>> Begin Information provided

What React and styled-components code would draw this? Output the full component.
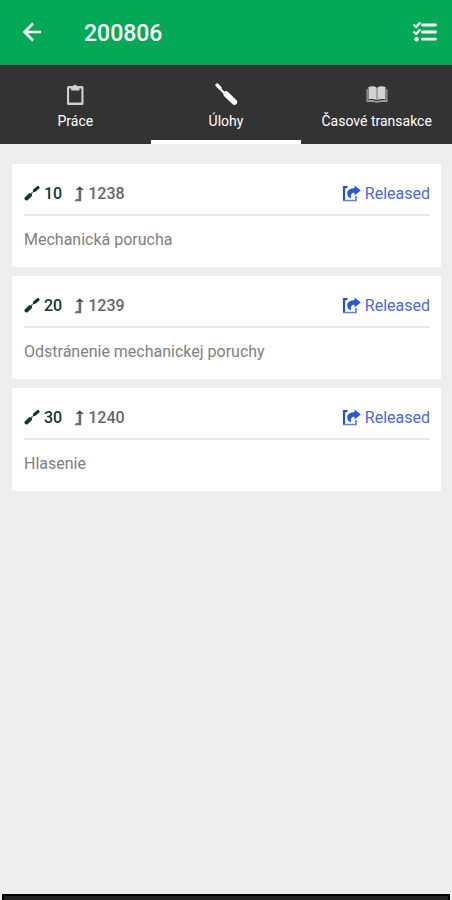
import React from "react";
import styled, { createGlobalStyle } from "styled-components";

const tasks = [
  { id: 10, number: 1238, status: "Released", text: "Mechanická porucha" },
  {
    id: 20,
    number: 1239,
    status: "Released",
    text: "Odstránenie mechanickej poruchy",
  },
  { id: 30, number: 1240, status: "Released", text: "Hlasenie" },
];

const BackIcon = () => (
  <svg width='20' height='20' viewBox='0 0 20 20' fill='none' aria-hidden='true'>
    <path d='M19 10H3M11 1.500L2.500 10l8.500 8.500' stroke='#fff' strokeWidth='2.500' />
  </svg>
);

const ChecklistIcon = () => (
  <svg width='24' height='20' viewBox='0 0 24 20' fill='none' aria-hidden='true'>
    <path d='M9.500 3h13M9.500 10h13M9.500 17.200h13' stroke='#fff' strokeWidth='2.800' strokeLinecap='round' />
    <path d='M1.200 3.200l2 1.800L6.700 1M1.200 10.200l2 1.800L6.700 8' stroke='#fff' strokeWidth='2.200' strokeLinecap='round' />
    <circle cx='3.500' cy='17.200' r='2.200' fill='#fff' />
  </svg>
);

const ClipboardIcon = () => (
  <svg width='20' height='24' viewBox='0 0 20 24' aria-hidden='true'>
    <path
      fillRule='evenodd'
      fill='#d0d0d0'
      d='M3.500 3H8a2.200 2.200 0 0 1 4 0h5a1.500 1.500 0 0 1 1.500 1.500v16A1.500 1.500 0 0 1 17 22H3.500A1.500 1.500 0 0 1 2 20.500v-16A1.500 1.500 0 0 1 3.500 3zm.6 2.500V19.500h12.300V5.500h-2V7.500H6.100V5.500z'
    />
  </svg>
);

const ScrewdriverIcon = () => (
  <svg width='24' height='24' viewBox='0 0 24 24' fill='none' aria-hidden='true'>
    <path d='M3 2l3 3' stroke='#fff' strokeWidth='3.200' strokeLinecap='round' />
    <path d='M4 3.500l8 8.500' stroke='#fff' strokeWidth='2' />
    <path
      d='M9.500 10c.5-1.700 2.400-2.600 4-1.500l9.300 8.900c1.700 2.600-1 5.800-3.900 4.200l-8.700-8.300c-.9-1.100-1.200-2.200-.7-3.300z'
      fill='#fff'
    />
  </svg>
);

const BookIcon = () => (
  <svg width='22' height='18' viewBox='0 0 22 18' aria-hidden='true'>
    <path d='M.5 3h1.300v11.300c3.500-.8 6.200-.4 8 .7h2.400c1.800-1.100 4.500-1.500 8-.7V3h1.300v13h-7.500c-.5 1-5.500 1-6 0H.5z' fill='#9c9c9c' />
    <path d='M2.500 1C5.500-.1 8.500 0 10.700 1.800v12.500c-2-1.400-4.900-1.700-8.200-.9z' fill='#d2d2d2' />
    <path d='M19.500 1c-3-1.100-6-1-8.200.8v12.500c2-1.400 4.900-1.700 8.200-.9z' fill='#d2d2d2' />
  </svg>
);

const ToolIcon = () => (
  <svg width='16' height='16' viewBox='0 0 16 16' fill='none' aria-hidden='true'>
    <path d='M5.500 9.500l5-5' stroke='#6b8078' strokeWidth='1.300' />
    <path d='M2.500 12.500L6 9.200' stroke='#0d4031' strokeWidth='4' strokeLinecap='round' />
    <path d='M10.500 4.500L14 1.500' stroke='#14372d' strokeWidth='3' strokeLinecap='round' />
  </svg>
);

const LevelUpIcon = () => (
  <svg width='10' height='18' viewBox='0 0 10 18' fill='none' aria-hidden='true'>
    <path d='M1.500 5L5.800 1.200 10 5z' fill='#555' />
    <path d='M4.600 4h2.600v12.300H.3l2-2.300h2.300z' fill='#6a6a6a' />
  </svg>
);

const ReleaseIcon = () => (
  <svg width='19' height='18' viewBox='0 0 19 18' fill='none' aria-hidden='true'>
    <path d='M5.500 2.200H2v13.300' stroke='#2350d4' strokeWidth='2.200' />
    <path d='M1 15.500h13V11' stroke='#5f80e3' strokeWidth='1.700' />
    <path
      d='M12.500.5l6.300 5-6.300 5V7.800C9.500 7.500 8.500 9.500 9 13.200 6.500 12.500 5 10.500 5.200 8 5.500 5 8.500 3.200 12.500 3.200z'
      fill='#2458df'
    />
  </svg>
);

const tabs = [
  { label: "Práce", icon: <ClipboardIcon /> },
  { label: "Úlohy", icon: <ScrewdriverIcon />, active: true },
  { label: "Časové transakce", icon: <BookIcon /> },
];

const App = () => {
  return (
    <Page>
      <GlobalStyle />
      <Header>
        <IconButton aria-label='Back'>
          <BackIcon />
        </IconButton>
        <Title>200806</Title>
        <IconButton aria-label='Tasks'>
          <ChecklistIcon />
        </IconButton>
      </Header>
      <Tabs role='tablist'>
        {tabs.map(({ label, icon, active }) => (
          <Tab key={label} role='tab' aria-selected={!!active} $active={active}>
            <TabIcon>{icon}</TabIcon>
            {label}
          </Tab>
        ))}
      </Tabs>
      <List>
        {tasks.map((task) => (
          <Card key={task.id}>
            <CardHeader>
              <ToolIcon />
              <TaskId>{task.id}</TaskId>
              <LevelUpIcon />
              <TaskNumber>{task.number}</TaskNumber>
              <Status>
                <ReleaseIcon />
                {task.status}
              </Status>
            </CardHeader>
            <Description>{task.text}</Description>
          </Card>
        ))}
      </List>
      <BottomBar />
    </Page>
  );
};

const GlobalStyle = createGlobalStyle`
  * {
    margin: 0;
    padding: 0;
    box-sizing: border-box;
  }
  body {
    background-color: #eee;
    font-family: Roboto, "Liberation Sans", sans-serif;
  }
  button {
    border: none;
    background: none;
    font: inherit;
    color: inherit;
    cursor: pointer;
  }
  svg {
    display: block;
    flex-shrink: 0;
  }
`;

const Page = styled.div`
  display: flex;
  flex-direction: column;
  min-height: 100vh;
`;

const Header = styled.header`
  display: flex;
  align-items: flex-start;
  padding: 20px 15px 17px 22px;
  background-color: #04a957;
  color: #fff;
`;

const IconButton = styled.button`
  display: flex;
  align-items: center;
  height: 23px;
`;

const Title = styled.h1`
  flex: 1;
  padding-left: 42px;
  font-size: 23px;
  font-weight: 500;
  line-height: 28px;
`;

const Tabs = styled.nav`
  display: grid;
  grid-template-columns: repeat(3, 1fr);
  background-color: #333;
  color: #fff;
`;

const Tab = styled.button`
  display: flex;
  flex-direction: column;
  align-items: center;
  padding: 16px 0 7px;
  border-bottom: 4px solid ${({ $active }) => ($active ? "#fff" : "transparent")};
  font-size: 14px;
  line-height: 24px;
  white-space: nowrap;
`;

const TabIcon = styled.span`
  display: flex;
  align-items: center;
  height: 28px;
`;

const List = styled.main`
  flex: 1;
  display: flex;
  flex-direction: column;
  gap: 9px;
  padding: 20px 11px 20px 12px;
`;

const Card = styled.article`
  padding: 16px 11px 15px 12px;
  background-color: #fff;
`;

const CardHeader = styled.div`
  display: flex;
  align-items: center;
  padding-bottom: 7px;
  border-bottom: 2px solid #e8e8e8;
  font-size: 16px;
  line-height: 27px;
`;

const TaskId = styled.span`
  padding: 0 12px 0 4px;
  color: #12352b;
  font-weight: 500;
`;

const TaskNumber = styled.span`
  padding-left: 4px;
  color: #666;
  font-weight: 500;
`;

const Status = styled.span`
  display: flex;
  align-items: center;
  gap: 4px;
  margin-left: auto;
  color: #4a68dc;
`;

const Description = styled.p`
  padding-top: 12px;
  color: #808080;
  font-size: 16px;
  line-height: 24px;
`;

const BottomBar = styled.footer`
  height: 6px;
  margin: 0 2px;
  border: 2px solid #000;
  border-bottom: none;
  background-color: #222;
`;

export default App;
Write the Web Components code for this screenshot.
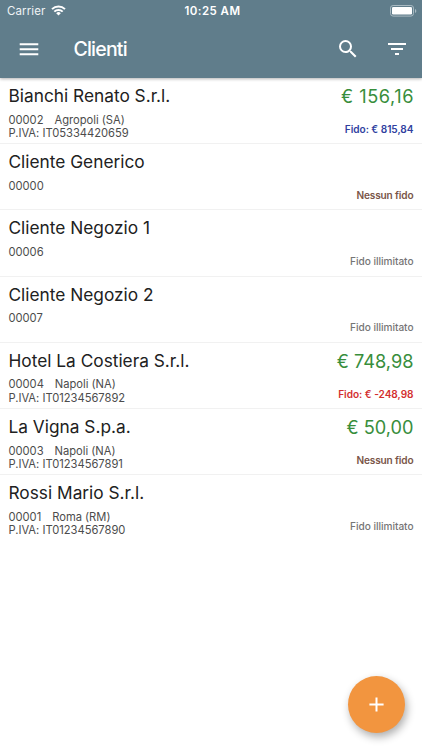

>> End Information provided

◆ Set problem: Indicate how many lines of the material include the word "code"; the number alone is required.

◆ Task result: 2